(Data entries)
====

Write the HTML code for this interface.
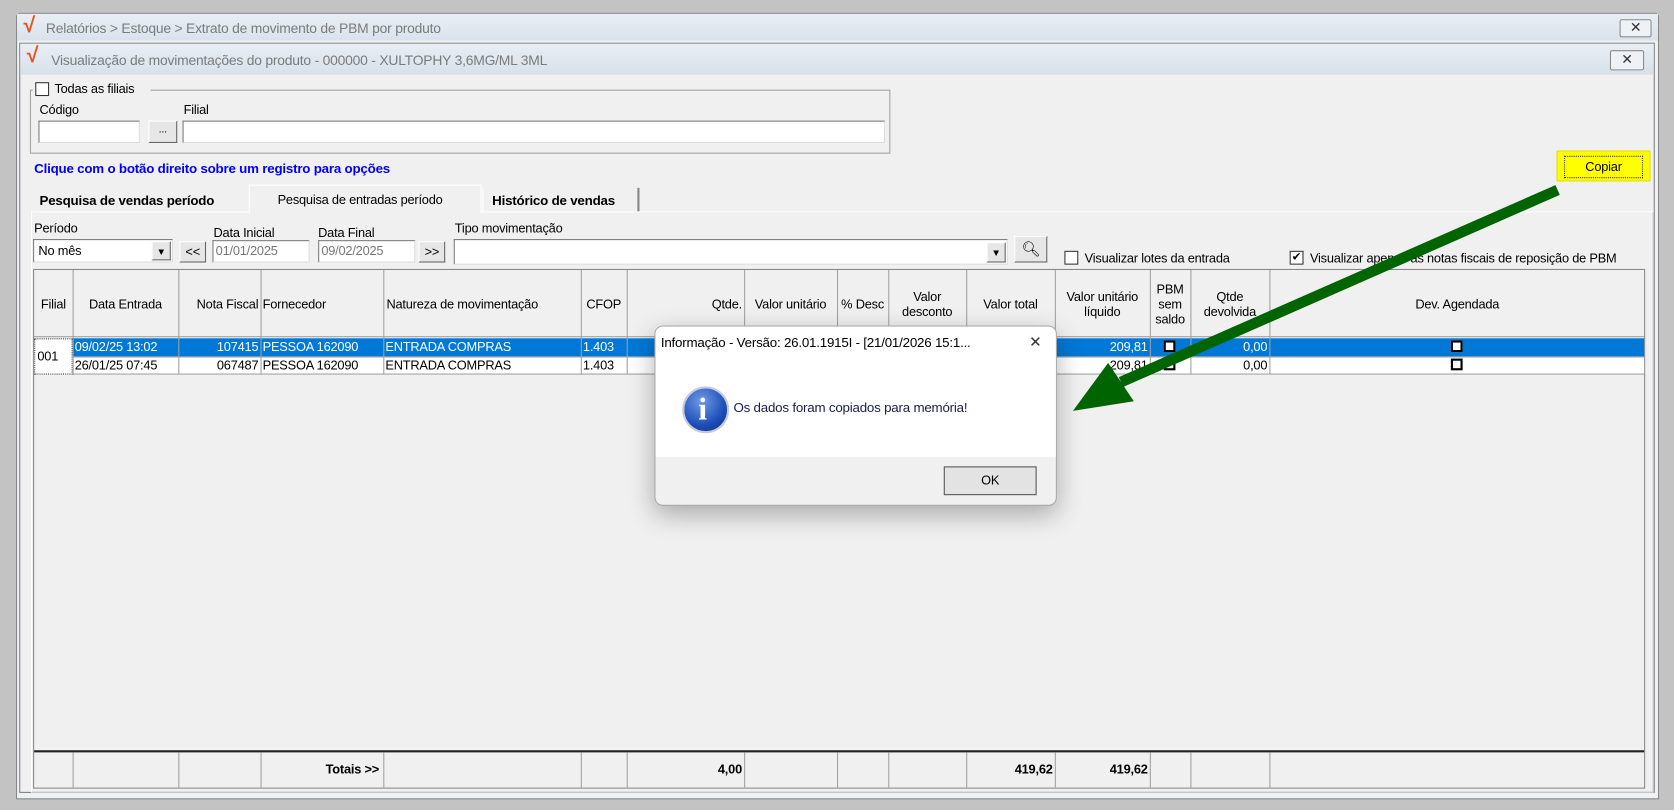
<!DOCTYPE html>
<html><head><meta charset="utf-8"><style>
html,body{margin:0;padding:0;width:1674px;height:810px;overflow:hidden;background:#c3c3c3}
#s{position:absolute;left:0;top:0;width:1568px;height:759px;transform:scale(1.06760,1.06720);transform-origin:0 0;font-family:"Liberation Sans",sans-serif;font-size:12px;letter-spacing:-0.2px;color:#000}
#s div{position:absolute;box-sizing:border-box}
.t{white-space:nowrap;line-height:14px}
.inp{background:#fff;border:1px solid #7a7a7a;border-right-color:#ddd;border-bottom-color:#ddd}
.btn{background:#e6e6e6;border:1px solid #fff;border-right-color:#666;border-bottom-color:#666;text-align:center;line-height:18px}
.cb{width:13px;height:13px;border:1px solid #333;background:#fff}
.vl{top:0;bottom:0;width:1px;background:#a0a0a0}
.hd{top:0;height:63px;display:flex;align-items:center;justify-content:center;text-align:center;line-height:14px}
.c{height:17px;line-height:17px;padding:0 2px;white-space:nowrap;overflow:hidden}
.r{text-align:right}
.wb{width:11px;height:11px;border:2px solid #000;background:#fff}
</style></head><body><div id="s">
<div style="left:15px;top:12px;width:1539px;height:737px;background:#eef1f5;border:1px solid #888;border-radius:4px 4px 0 0"></div>
<div style="left:16px;top:13px;width:1537px;height:25px;background:linear-gradient(#e9eef4,#d9e2ec)"></div>
<div class="t" style="left:22px;top:17px;color:#e8501c;font-size:20px;font-weight:bold">√</div>
<div class="t" style="left:43px;top:20px;color:#7b7b7b;font-size:13px">Relatórios &gt; Estoque &gt; Extrato de movimento de PBM por produto</div>
<div style="left:1517px;top:18px;width:30px;height:17px;border:1px solid #8a8a8a;border-radius:2px;background:#eef2f6;text-align:center;line-height:14px;color:#333;font-size:13px">✕</div>
<div style="left:18px;top:40px;width:1532px;height:703px;background:#f0f0f0;border:1px solid #7f7f7f"></div>
<div style="left:19px;top:41px;width:1530px;height:29px;background:linear-gradient(#e9eef4,#d7e0ea)"></div>
<div class="t" style="left:25px;top:45px;color:#e8501c;font-size:20px;font-weight:bold">√</div>
<div class="t" style="left:48px;top:50px;color:#7b7b7b;font-size:13px">Visualização de movimentações do produto - 000000 - XULTOPHY 3,6MG/ML 3ML</div>
<div style="left:1508px;top:47px;width:32px;height:19px;border:1px solid #8a8a8a;border-radius:2px;background:#eef2f6;text-align:center;line-height:16px;color:#333;font-size:13px">✕</div>
<div style="left:28px;top:84px;width:806px;height:60px;border:1px solid #a0a0a0"></div>
<div style="left:31px;top:76px;width:110px;height:14px;background:#f0f0f0"></div>
<div class="cb" style="left:33px;top:77px"></div>
<div class="t" style="left:51px;top:76px">Todas as filiais</div>
<div class="t" style="left:37px;top:96px">Código</div>
<div class="inp" style="left:36px;top:113px;width:95px;height:21px"></div>
<div class="btn" style="left:139px;top:113px;width:27px;height:21px;line-height:16px;font-size:10px">...</div>
<div class="t" style="left:172px;top:96px">Filial</div>
<div class="inp" style="left:171px;top:113px;width:658px;height:21px"></div>
<div class="t" style="left:32px;top:151px;color:#0000ff;font-weight:bold;font-size:12.5px">Clique com o botão direito sobre um registro para opções</div>
<div style="left:1458px;top:141px;width:88px;height:29px;background:#ffff00;border:1px solid #e0e000"></div>
<div style="left:1465px;top:146px;width:74px;height:21px;border:1px dotted #333;text-align:center;line-height:19px">Copiar</div>
<div style="left:29px;top:198px;width:1520px;height:545px;border:1px solid #c8c8c8;border-top-color:#fff;border-left-color:#fff"></div>
<div class="t" style="left:31px;top:176px;width:202px;height:22px;background:#f0f0f0;font-weight:bold;font-size:12.5px;padding:5px 0 0 6px"> Pesquisa de vendas período</div>
<div class="t" style="left:233px;top:173px;width:218px;height:27px;background:#f0f0f0;border:1px solid #fff;border-bottom:none;padding:6px 0 0 26px">Pesquisa de entradas período</div>
<div class="t" style="left:452px;top:176px;width:147px;height:22px;background:#f0f0f0;border-right:2px solid #888;border-left:1px solid #fff;font-weight:bold;font-size:12.5px;padding:5px 0 0 8px">Histórico de vendas</div>
<div class="t" style="left:32px;top:207px">Período</div>
<div class="inp" style="left:31px;top:224px;width:131px;height:22px;padding:3px 4px">No mês</div>
<div class="btn" style="left:142px;top:226px;width:18px;height:18px;font-size:9px">▼</div>
<div class="btn" style="left:168px;top:226px;width:25px;height:20px">&lt;&lt;</div>
<div class="t" style="left:200px;top:211px">Data Inicial</div>
<div class="inp" style="left:199px;top:225px;width:91px;height:21px;padding:2px 2px;color:#777">01/01/2025</div>
<div class="t" style="left:298px;top:211px">Data Final</div>
<div class="inp" style="left:298px;top:225px;width:91px;height:21px;padding:2px 2px;color:#777">09/02/2025</div>
<div class="btn" style="left:392px;top:226px;width:25px;height:20px">&gt;&gt;</div>
<div class="t" style="left:426px;top:207px">Tipo movimentação</div>
<div class="inp" style="left:425px;top:224px;width:519px;height:24px"></div>
<div class="btn" style="left:924px;top:227px;width:18px;height:19px;font-size:9px">▼</div>
<div class="btn" style="left:950px;top:221px;width:31px;height:25px;font-size:14px;line-height:22px">🔍︎</div>
<div class="cb" style="left:997px;top:235px"></div>
<div class="t" style="left:1016px;top:235px">Visualizar lotes da entrada</div>
<div class="cb" style="left:1208px;top:235px;font-size:11px;line-height:11px;text-align:center">✔</div>
<div class="t" style="left:1227px;top:235px">Visualizar apenas as notas fiscais de reposição de PBM</div>
<div style="left:31px;top:252px;width:1510px;height:487px;background:#f0f0f0;border:1px solid #888">
 <div style="left:0;top:0;right:0;height:63px;border-bottom:1px solid #a0a0a0"></div>
 <div class="hd" style="left:0;width:36px">Filial</div>
 <div class="hd" style="left:36px;width:99px">Data Entrada</div>
 <div class="hd" style="left:135px;width:77px;justify-content:flex-end;padding-right:2px">Nota Fiscal</div>
 <div class="hd" style="left:212px;width:115px;justify-content:flex-start;padding-left:2px">Fornecedor</div>
 <div class="hd" style="left:327px;width:185px;justify-content:flex-start;padding-left:3px">Natureza de movimentação</div>
 <div class="hd" style="left:512px;width:43px">CFOP</div>
 <div class="hd" style="left:555px;width:110px;justify-content:flex-end;padding-right:2px">Qtde.</div>
 <div class="hd" style="left:665px;width:87px">Valor unitário</div>
 <div class="hd" style="left:752px;width:48px">% Desc</div>
 <div class="hd" style="left:800px;width:73px">Valor<br>desconto</div>
 <div class="hd" style="left:873px;width:83px">Valor total</div>
 <div class="hd" style="left:956px;width:89px">Valor unitário<br>líquido</div>
 <div class="hd" style="left:1045px;width:38px">PBM<br>sem<br>saldo</div>
 <div class="hd" style="left:1083px;width:74px">Qtde<br>devolvida</div>
 <div class="hd" style="left:1157px;width:352px">Dev. Agendada</div>
 <div style="left:0;top:64px;width:36px;height:34px;background:#fff;border:1px dotted #444;line-height:32px;padding-left:2px">001</div>
 <div style="left:36px;top:64px;right:0;height:17px;background:#0078d7"></div>
 <div style="left:36px;top:81px;right:0;height:17px;background:#fff;border-bottom:1px solid #a0a0a0"></div>
 <div style="left:36px;top:81px;right:0;height:1px;background:#a0a0a0"></div>
 <div class="c" style="left:36px;top:64px;width:99px;color:#fff">09/02/25 13:02</div>
 <div class="c r" style="left:135px;top:64px;width:77px;color:#fff">107415</div>
 <div class="c" style="left:212px;top:64px;width:115px;color:#fff">PESSOA 162090</div>
 <div class="c" style="left:327px;top:64px;width:185px;color:#fff">ENTRADA COMPRAS</div>
 <div class="c" style="left:512px;top:64px;width:43px;color:#fff">1.403</div>
 <div class="c r" style="left:956px;top:64px;width:89px;color:#fff">209,81</div>
 <div class="wb" style="left:1058px;top:66px"></div>
 <div class="c r" style="left:1083px;top:64px;width:74px;color:#fff">0,00</div>
 <div class="wb" style="left:1327px;top:66px"></div>
 <div class="c" style="left:36px;top:81px;width:99px">26/01/25 07:45</div>
 <div class="c r" style="left:135px;top:81px;width:77px">067487</div>
 <div class="c" style="left:212px;top:81px;width:115px">PESSOA 162090</div>
 <div class="c" style="left:327px;top:81px;width:185px">ENTRADA COMPRAS</div>
 <div class="c" style="left:512px;top:81px;width:43px">1.403</div>
 <div class="c r" style="left:956px;top:81px;width:89px">209,81</div>
 <div class="wb" style="left:1058px;top:83px"></div>
 <div class="c r" style="left:1083px;top:81px;width:74px">0,00</div>
 <div class="wb" style="left:1327px;top:83px"></div>
 <div style="left:0;top:0;right:0;height:98px">
  <div class="vl" style="left:36px"></div><div class="vl" style="left:135px"></div><div class="vl" style="left:212px"></div><div class="vl" style="left:327px"></div><div class="vl" style="left:512px"></div><div class="vl" style="left:555px"></div><div class="vl" style="left:665px"></div><div class="vl" style="left:752px"></div><div class="vl" style="left:800px"></div><div class="vl" style="left:873px"></div><div class="vl" style="left:956px"></div><div class="vl" style="left:1045px"></div><div class="vl" style="left:1083px"></div><div class="vl" style="left:1157px"></div>
 </div>
 <div style="left:0;top:450px;right:0;height:2px;background:#222"></div>
 <div style="left:0;top:452px;right:0;height:34px">
  <div class="vl" style="left:36px"></div><div class="vl" style="left:135px"></div><div class="vl" style="left:212px"></div><div class="vl" style="left:327px"></div><div class="vl" style="left:512px"></div><div class="vl" style="left:555px"></div><div class="vl" style="left:665px"></div><div class="vl" style="left:752px"></div><div class="vl" style="left:800px"></div><div class="vl" style="left:873px"></div><div class="vl" style="left:956px"></div><div class="vl" style="left:1045px"></div><div class="vl" style="left:1083px"></div><div class="vl" style="left:1157px"></div>
  <div class="c r" style="left:212px;top:8px;width:113px;font-weight:bold">Totais &gt;&gt;</div>
  <div class="c r" style="left:555px;top:8px;width:110px;font-weight:bold">4,00</div>
  <div class="c r" style="left:873px;top:8px;width:83px;font-weight:bold">419,62</div>
  <div class="c r" style="left:956px;top:8px;width:89px;font-weight:bold">419,62</div>
 </div>
</div>
<div style="left:613px;top:305px;width:377px;height:169px;background:#f0f0f0;border:1px solid #aaa;border-radius:8px;box-shadow:0 8px 24px rgba(0,0,0,.3);overflow:hidden">
 <div style="left:0;top:0;width:375px;height:122px;background:#fff"></div>
 <div class="t" style="left:5px;top:8px;font-size:12.5px">Informação - Versão: 26.01.1915I - [21/01/2026 15:1...</div>
 <div class="t" style="left:350px;top:7px;font-size:14px;color:#333">✕</div>
 <div style="left:0;top:30px;width:375px;height:92px;background:#fff"></div>
 <div style="left:25px;top:56px;width:44px;height:44px;border-radius:50%;background:radial-gradient(circle at 40% 30%,#6f9be8,#1d4fb8 60%,#0b2f80);border:2px solid #c8c8d8"></div>
 <div class="t" style="left:40px;top:60px;color:#fff;font-weight:bold;font-size:30px;font-family:'Liberation Serif',serif;line-height:36px">i</div>
 <div class="t" style="left:73px;top:69px;color:#1c1c50;font-size:12.5px">Os dados foram copiados para memória!</div>
 <div style="left:270px;top:131px;width:87px;height:27px;background:#e3e3e3;border:1px solid #555;text-align:center;line-height:25px">OK</div>
</div>
<svg style="position:absolute;left:0;top:0" width="1568" height="759"><line x1="1459" y1="178" x2="1050" y2="358" stroke="#006400" stroke-width="10"/><polygon points="1005,385 1038,340 1062,376" fill="#006400"/></svg>
</div></body></html>
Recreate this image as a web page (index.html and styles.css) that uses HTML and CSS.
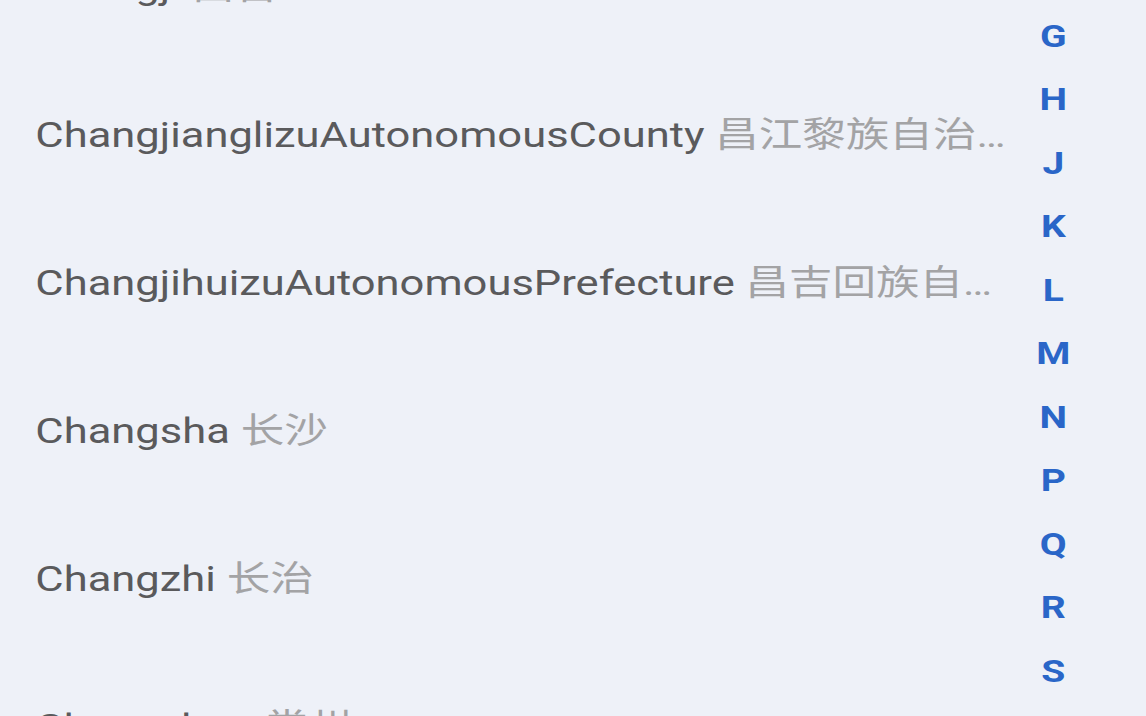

====

● **EXERCISE PROMPT**
Locate the word "this" in the records above, and return each line that has it.

● **FULL ANSWER**
Write the HTML code for this interface.
Recreate this image as a web page (index.html and styles.css) that uses HTML and CSS.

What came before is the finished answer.